*Supplied data:*
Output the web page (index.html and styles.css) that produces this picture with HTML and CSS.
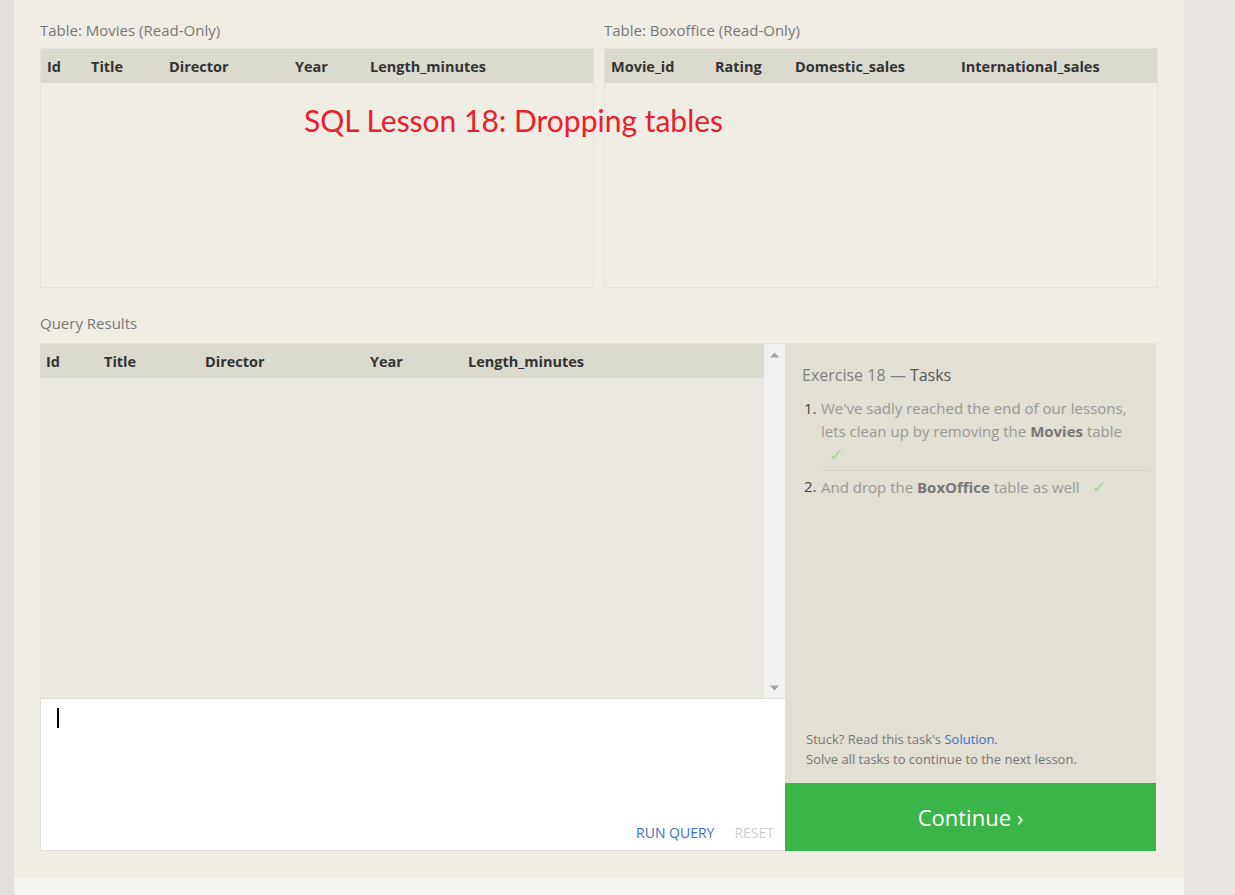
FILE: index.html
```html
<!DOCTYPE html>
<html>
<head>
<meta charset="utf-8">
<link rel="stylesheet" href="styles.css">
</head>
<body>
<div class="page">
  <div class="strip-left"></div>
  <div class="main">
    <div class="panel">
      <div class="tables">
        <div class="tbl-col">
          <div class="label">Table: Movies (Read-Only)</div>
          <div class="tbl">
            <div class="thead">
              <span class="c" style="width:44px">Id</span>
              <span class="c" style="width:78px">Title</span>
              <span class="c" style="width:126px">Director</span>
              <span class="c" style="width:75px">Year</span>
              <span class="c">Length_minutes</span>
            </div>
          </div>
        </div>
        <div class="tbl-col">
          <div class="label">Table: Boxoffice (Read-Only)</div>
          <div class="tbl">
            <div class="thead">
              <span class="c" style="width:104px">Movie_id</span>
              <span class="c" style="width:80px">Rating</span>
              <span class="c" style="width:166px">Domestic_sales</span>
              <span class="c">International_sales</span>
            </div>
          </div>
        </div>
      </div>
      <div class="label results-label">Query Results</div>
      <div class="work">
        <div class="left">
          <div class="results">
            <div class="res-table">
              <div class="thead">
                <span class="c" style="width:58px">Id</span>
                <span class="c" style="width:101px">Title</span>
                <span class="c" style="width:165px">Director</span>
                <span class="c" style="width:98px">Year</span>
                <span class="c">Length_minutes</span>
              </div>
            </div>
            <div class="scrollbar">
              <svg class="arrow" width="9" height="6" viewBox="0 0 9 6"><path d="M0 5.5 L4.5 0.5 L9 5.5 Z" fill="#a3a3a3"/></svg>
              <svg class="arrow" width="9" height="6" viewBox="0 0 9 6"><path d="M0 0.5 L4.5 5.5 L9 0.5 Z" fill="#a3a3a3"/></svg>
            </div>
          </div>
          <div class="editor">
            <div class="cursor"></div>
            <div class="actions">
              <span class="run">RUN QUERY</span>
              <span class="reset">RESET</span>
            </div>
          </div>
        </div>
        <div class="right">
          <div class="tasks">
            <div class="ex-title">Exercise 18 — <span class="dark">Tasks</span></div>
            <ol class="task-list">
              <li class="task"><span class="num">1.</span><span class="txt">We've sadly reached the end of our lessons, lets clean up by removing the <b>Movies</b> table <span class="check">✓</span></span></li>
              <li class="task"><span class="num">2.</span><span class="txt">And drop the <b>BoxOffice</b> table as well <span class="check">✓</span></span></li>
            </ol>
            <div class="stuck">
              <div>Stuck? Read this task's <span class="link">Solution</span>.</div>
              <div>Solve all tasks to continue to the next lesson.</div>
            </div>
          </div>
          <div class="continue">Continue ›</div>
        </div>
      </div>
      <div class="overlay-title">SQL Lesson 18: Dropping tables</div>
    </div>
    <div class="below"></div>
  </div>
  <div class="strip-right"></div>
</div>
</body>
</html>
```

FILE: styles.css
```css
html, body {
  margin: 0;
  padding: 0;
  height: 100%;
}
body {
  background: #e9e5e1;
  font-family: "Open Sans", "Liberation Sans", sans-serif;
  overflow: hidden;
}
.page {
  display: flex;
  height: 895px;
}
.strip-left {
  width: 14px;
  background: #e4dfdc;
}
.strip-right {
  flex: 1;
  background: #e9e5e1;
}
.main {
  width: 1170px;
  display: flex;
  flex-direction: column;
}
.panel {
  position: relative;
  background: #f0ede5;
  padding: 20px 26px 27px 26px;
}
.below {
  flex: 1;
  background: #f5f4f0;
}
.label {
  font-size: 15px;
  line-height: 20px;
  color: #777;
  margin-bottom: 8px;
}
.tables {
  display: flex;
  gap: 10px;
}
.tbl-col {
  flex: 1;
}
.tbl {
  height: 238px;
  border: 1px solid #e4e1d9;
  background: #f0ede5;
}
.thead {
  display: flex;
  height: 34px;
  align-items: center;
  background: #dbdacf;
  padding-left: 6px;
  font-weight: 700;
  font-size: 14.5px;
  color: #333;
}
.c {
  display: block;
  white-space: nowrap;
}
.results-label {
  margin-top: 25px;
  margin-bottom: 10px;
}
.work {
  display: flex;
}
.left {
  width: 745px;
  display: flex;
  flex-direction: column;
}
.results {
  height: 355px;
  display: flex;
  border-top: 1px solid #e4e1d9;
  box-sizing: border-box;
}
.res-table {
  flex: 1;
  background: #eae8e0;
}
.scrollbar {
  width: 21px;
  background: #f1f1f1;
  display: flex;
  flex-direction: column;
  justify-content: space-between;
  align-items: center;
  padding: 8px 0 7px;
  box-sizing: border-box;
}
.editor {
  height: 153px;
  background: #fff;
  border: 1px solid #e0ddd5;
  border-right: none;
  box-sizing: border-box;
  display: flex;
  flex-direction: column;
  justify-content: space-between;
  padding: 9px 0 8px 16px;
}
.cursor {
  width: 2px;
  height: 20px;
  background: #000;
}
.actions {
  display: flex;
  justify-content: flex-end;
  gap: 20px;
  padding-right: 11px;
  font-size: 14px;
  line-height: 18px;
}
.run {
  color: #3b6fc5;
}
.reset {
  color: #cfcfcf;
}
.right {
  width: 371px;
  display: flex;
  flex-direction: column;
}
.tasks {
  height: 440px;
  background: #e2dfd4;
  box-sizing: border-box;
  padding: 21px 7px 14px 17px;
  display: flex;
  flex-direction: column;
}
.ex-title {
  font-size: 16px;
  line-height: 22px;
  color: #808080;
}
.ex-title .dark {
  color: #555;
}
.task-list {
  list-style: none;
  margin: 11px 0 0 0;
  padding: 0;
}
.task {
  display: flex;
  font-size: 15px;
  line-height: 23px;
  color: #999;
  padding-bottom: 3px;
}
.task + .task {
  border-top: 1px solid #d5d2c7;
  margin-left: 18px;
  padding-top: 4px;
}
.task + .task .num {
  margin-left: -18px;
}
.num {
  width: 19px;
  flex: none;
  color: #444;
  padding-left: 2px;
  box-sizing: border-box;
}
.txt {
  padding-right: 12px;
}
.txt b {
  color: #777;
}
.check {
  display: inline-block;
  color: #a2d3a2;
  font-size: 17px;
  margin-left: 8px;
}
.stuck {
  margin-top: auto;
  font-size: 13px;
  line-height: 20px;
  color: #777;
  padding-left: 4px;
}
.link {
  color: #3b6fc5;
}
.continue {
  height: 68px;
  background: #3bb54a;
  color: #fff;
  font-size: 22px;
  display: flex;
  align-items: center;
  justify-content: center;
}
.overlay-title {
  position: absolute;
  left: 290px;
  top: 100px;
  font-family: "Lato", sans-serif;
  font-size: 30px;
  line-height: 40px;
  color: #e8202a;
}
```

*Set exercise:* Determine the number of lines in the listing that contain the string "index". Write that number and nothing else.

*Solution below:* 2